Monday, June 9, 2014

Being Brave

Went to church last Sunday (yesterday) and had an interesting experience. 

Chip Ingram led the charge, and gave us a heads up that this session would be a little different. He opened with the typical discussion in which we right "notes" or fill in our sheet of paper they hand us when we walk in. But the sheet was only a double-sided piece instead of a 4 page brochure like usual. Chip said the discussion portion of the session would be shorter today and he was going to try something a little different at the end. 

The discussion itself was about... uh. It's Monday morning at 8:34am. Not a good time for my memory. I'm a visual learner with emphasis on memory images so when i try to remember I actually visualize the piece of paper and what I wrote on it.

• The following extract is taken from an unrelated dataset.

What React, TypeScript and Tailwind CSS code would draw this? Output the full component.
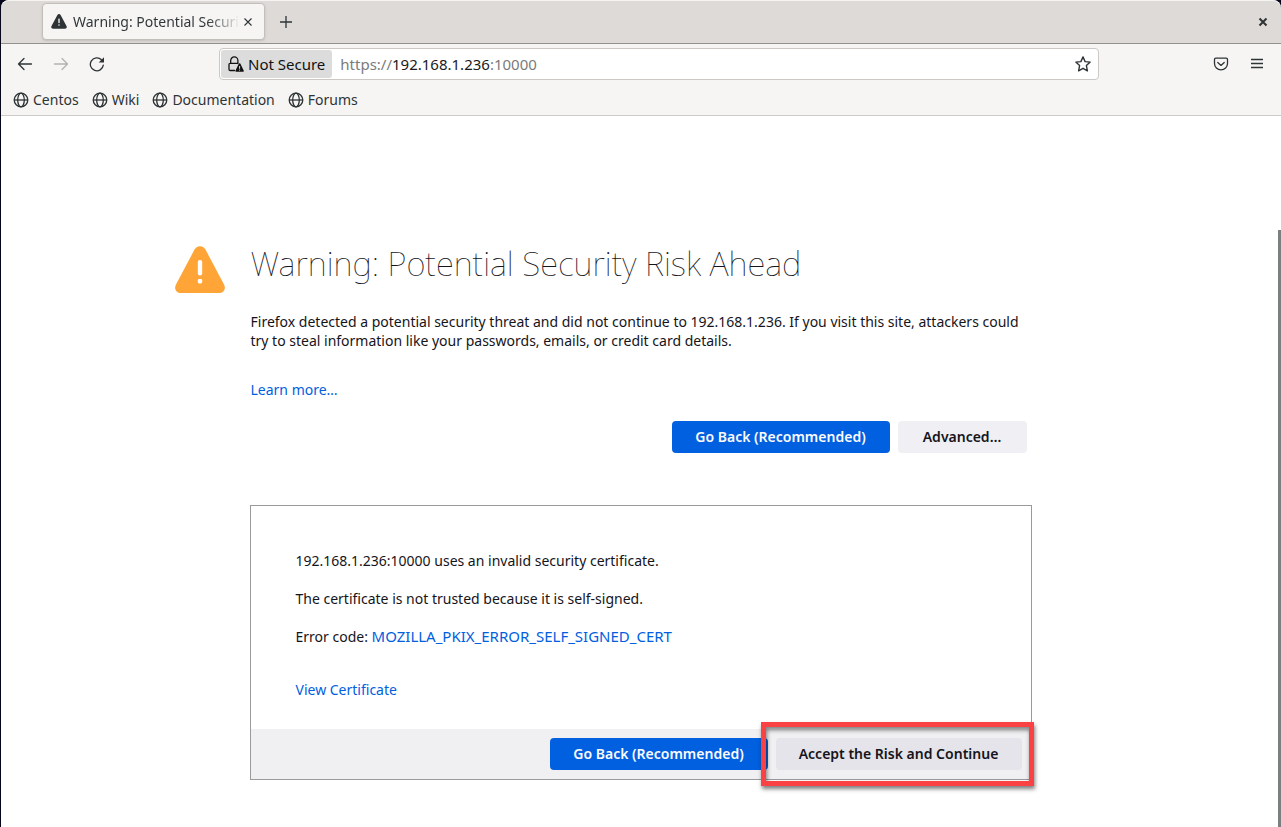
import React from "react";

function WarningGlyph({ className, mark }: { className: string; mark: string }) {
  return (
    <svg viewBox="0 0 50 48" className={className} aria-hidden="true">
      <path
        fill="currentColor"
        d="M19.5 3.6C22-.9 28-.9 30.5 3.6L49 38.5C51.400 43 48.500 47 44 47H6C1.500 47-1.400 43 1 38.500Z"
      />
      <rect x="22.800" y="14" width="4.400" height="15.500" rx="2" fill={mark} />
      <rect x="22.800" y="33" width="4.400" height="4.400" rx="1.400" fill={mark} />
    </svg>
  );
}

function Globe() {
  return (
    <svg viewBox="0 0 16 16" className="size-4 shrink-0" fill="none" stroke="currentColor" strokeWidth="1.300" aria-hidden="true">
      <circle cx="8" cy="8" r="6.800" />
      <ellipse cx="8" cy="8" rx="3.300" ry="6.800" />
      <path d="M1 8h14" />
    </svg>
  );
}

function LockWarning() {
  return (
    <svg viewBox="0 0 16 16" className="size-4 shrink-0" fill="none" aria-hidden="true">
      <path
        d="M6.500 14.500H2.200a1.200 1.200 0 0 1-1.200-1.200V8.500a1.200 1.200 0 0 1 1.200-1.200h7.300M2.700 7.200V4.500a3.600 3.600 0 0 1 7.200 0v3"
        stroke="currentColor"
        strokeWidth="1.300"
        strokeLinecap="round"
      />
      <path d="M10.900 7.600a.8.800 0 0 1 1.400 0l3.500 7.100c.3.600-.1 1.100-.7 1.100H8.100c-.6 0-1-.5-.7-1.100Z" fill="currentColor" />
      <path d="M11.600 10v2.800M11.600 13.600v1" stroke="#dcdcdc" strokeWidth="1" />
    </svg>
  );
}

function TabStrip() {
  return (
    <header className="flex h-11 items-center rounded-t-lg border-b border-[#919190] bg-[#dedad7] pr-[13px] pl-[41px] shadow-[inset_0_1px_0_#f5f4f3]">
      <div className="flex h-[37px] w-[223px] items-center rounded border border-[#c2beba] bg-[#f6f5f4] pr-3 pl-2 shadow-sm">
        <WarningGlyph className="mr-1.5 h-[15px] w-4 shrink-0 text-[#2e3436]" mark="#f6f5f4" />
        <span className="flex-1 overflow-hidden bg-linear-to-r from-[#2e3436] from-80% to-[#f6f5f4] bg-clip-text text-[14px] leading-5 whitespace-nowrap text-transparent">
          Warning: Potential Security Risk Ahead
        </span>
        <button aria-label="Close tab" className="ml-1 shrink-0 text-[#2e3436]">
          <svg viewBox="0 0 8 8" className="size-2" stroke="currentColor" strokeWidth="1.100">
            <path d="M.5.5l7 7M7.500.5l-7 7" />
          </svg>
        </button>
      </div>
      <button aria-label="New tab" className="ml-[15px] text-[#2e3436]">
        <svg viewBox="0 0 12 12" className="size-3" stroke="currentColor" strokeWidth="1.300">
          <path d="M6 0v12M0 6h12" />
        </svg>
      </button>
      <button aria-label="Close window" className="ml-auto text-[#2e3436]">
        <svg viewBox="0 0 10 10" className="size-[10px]" stroke="currentColor" strokeWidth="2">
          <path d="M1.500 1.500l7 7M8.500 1.500l-7 7" />
        </svg>
      </button>
    </header>
  );
}

function Toolbar() {
  return (
    <div className="flex h-10 items-center bg-[#f6f5f4] pr-4 pl-4 text-[#2e3436]">
      <div className="flex w-[202px] shrink-0 items-center gap-5">
        <button aria-label="Back">
          <svg viewBox="0 0 16 16" className="size-4" fill="none" stroke="currentColor" strokeWidth="1.300" strokeLinecap="round" strokeLinejoin="round">
            <path d="M14.500 8H1.500M7 2.500L1.500 8 7 13.500" />
          </svg>
        </button>
        <button aria-label="Forward" disabled className="text-[#b1b2b1]">
          <svg viewBox="0 0 16 16" className="size-4" fill="none" stroke="currentColor" strokeWidth="1.300" strokeLinecap="round" strokeLinejoin="round">
            <path d="M1.500 8h13M9 2.500L14.500 8 9 13.500" />
          </svg>
        </button>
        <button aria-label="Reload">
          <svg viewBox="0 0 16 16" className="size-4" fill="none" stroke="currentColor" strokeWidth="1.300" strokeLinecap="round">
            <path d="M14.300 9.200A6.500 6.500 0 1 1 12.500 3.800L14 5" />
            <path d="M15 1.200V6.500H9.700Z" fill="currentColor" stroke="none" />
          </svg>
        </button>
      </div>
      <div className="flex h-8 w-[880px] min-w-0 items-center rounded border border-[#cbc8c5] bg-white pr-[7px] pl-px">
        <button className="flex h-7 shrink-0 items-center gap-1 rounded-[3px] bg-[#dcdcdc] px-[7px] text-[15px] leading-5 whitespace-nowrap text-[#111]">
          <LockWarning />
          Not Secure
        </button>
        <span className="flex-1 truncate pl-2 text-[15px] leading-5 text-[#7b7b7b]">
          https://<span className="text-[#1a1a1a]">192.168.1.236</span>:10000
        </span>
        <button aria-label="Bookmark this page">
          <svg viewBox="0 0 16 16" className="size-4" fill="none" stroke="currentColor" strokeWidth="1.400" strokeLinejoin="round">
            <path d="M8 .9l2.100 4.700 5.100.5-3.800 3.500 1 5.200L8 12.300l-4.400 2.500 1-5.200L.8 6.100l5.100-.5Z" />
          </svg>
        </button>
      </div>
      <div className="ml-auto flex items-center gap-5">
        <button aria-label="Save to Pocket">
          <svg viewBox="0 0 16 16" className="size-4" fill="none" stroke="currentColor" strokeWidth="1.300" strokeLinecap="round" strokeLinejoin="round">
            <path d="M2.800 2.200h10.400A1.300 1.300 0 0 1 14.500 3.500V7.500a6.500 6.300 0 0 1-13 0V3.500A1.300 1.300 0 0 1 2.800 2.200ZM4.800 6.500L8 9.400l3.200-2.900" />
          </svg>
        </button>
        <button aria-label="Open application menu">
          <svg viewBox="0 0 16 16" className="size-4" stroke="currentColor" strokeWidth="1.300">
            <path d="M2 3.500h12M2 7.500h12M2 11.500h12" />
          </svg>
        </button>
      </div>
    </div>
  );
}

const bookmarks = ["Centos", "Wiki", "Documentation", "Forums"];

function Bookmarks() {
  return (
    <nav aria-label="Bookmarks" className="flex h-8 items-center gap-[13px] border-b border-[#cdcac7] bg-[#f6f5f4] pl-3 text-[#2e3436]">
      {bookmarks.map((name) => (
        <a key={name} href="#" className="flex items-center gap-1 text-[14px] leading-5">
          <Globe />
          {name}
        </a>
      ))}
    </nav>
  );
}

function GoBack() {
  return (
    <button className="h-8 w-[218px] rounded bg-[#0060df] leading-5 font-semibold whitespace-nowrap text-[#fbfbfe]">
      Go Back (Recommended)
    </button>
  );
}

function ErrorPage() {
  return (
    <div className="mx-auto flex w-full max-w-[932px] pt-[124px] pr-[74px] pb-10 text-[14px] leading-[19px] text-[#15141a]">
      <div className="w-[76px] shrink-0 pt-[6px] pl-px">
        <WarningGlyph className="h-12 w-[50px] text-[#ffa436]" mark="#fff" />
      </div>
      <div className="min-w-0 flex-1">
        <div className="pr-[5px] pl-px">
          <h1 className="text-[33px] leading-12 font-thin">Warning: Potential Security Risk Ahead</h1>
          <p className="mt-6">
            Firefox detected a potential security threat and did not continue to 192.168.1.236. If you visit this site,
            attackers could try to steal information like your passwords, emails, or credit card details.
          </p>
          <a href="#" className="mt-[30px] block w-fit text-[#0060df]">
            Learn more…
          </a>
          <div className="mt-[22px] flex justify-end gap-2">
            <GoBack />
            <button className="h-8 w-[129px] rounded bg-[#f0f0f4] leading-5 font-semibold">Advanced…</button>
          </div>
        </div>
        <section className="mt-[52px] border border-[#9a9a9c]">
          <div className="px-[45px] pt-[45px] pb-[30px]">
            <p>192.168.1.236:10000 uses an invalid security certificate.</p>
            <p className="mt-[19px]">The certificate is not trusted because it is self-signed.</p>
            <p className="mt-[19px]">
              Error code:{" "}
              <a href="#" className="text-[15px] text-[#0060df]">
                MOZILLA_PKIX_ERROR_SELF_SIGNED_CERT
              </a>
            </p>
            <a href="#" className="mt-[34px] block w-fit text-[#0060df]">
              View Certificate
            </a>
          </div>
          <div className="flex justify-end gap-2 bg-[#f0f0f2] py-[9px] pr-[9px]">
            <GoBack />
            <div className="relative">
              <button className="h-8 w-[246px] rounded bg-[#e4e4ea] leading-5 font-semibold">
                Accept the Risk and Continue
              </button>
              <div className="pointer-events-none absolute -top-4 -right-3 -bottom-4 -left-[15px] border-[5px] border-[#fa4144] shadow-[1px_3px_4px_rgba(0,0,0,0.5),inset_1px_3px_4px_rgba(0,0,0,0.5)]" />
            </div>
          </div>
        </section>
      </div>
    </div>
  );
}

export default function App() {
  return (
    <div className="flex min-h-screen flex-col bg-[#05051c] pl-px font-['Noto_Sans',sans-serif]">
      <TabStrip />
      <Toolbar />
      <Bookmarks />
      <main className="flex flex-1 bg-white">
        <ErrorPage />
        <div className="mt-[114px] w-[3px] shrink-0 bg-[#7c7f80]" />
      </main>
    </div>
  );
}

It was basically 5 Main Principles of Life on one side and 4 Ways to Handle/Manage Life on the other.

After the discussion Chip said that several individuals and friends that he knew were suffering from cancer or had recently been diagnosed. So he wanted to do a special prayer session. He asked that anyone who was either suffering from cancer or knew someone who was suffering from cancer please stand up. "If you know someone with cancer you can stand in their place and God will know who you are standing for." 

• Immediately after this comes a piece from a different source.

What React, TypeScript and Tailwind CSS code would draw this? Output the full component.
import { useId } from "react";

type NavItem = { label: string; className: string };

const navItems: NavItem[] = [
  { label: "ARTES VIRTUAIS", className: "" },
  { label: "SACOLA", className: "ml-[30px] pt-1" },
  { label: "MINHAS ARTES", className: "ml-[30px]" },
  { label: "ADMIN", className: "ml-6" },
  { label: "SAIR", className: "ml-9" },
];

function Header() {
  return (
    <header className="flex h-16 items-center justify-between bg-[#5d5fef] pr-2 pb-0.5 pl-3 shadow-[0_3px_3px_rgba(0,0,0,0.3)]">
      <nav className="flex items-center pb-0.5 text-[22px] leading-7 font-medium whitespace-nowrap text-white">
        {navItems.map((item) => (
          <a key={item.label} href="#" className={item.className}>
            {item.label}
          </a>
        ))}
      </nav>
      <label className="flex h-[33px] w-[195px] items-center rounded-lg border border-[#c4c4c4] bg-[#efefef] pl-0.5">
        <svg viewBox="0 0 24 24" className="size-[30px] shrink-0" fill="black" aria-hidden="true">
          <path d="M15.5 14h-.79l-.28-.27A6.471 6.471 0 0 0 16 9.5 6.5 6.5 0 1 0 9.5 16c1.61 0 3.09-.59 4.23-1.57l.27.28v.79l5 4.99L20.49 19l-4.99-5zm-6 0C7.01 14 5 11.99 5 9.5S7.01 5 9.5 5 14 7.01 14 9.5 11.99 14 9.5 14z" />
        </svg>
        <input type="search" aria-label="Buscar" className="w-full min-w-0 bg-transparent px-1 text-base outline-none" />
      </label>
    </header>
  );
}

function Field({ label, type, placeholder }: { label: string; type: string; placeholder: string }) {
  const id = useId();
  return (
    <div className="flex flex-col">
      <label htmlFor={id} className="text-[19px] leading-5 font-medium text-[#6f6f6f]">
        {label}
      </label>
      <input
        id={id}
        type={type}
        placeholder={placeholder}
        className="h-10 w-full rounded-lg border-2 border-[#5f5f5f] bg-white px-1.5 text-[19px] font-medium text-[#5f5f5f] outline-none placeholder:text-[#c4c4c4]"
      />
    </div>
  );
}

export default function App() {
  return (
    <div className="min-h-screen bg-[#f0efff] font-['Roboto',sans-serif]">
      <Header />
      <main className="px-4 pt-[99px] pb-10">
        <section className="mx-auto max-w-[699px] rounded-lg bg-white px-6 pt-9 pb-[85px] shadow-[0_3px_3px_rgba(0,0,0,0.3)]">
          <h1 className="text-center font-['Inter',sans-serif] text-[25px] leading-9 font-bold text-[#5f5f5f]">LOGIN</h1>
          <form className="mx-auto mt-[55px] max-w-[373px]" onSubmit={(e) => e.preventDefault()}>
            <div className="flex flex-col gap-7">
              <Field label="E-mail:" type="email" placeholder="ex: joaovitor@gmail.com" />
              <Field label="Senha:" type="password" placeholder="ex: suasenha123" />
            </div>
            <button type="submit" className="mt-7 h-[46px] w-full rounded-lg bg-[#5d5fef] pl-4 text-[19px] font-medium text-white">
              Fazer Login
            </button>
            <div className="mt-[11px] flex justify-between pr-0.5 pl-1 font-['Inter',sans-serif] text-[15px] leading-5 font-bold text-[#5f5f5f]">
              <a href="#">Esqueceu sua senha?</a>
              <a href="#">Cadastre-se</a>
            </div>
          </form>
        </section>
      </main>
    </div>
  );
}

This was a challenge for me.

First off, Gabby the teen girl I know was diagnosed with cancer 3 or 4 months ago and has recently started undergoing radiation treatment. I have met Gabby a couple times, but don't know her that well so it was kind of hard for me to feel like I should step in for her since I didn't really know her.

Secondly, it's embarrassing standing up in front of a crowd of random strangers alone. Period. 

So as I sat there watching people slowly rise in their spots, I initially thought, "I know me. Me is not going to stand. I've been in situations like this before in the past and I haven't stood. It isn't my place and even if it was I'd be too scared to."

But then I looked around at the other people who were standing and I immediately felt compelled to stand up. So I bit the bullet and stood up and thought to myself, "I'm not doing this for me, I'm doing this for Gabby. I'll do this for Gabby."

Then Chip looked around and said, "If you're sitting down but someone is standing up next to you and they're kind of alone would you please stand up beside them and maybe place your hand on their shoulder so they really know they're not alone." And this woman who was sitting in front of me stood up and started rubbing my shoulder and letting me know she was supporting me in that moment. I started tearing up -which I did not see coming.

Then Chip did a prayer for everyone and asked God to help those who were being stood for. Then he said we could all sit back down. I felt kind of proud afterwards and really believe that it will do good. Somehow what I did will find its way back to Gabby in one way or another.

I've never felt so compelled to stand up for, support, or pray for another person -especially one I didn't know that well. It just kind of seemed to be meant to be in some ways.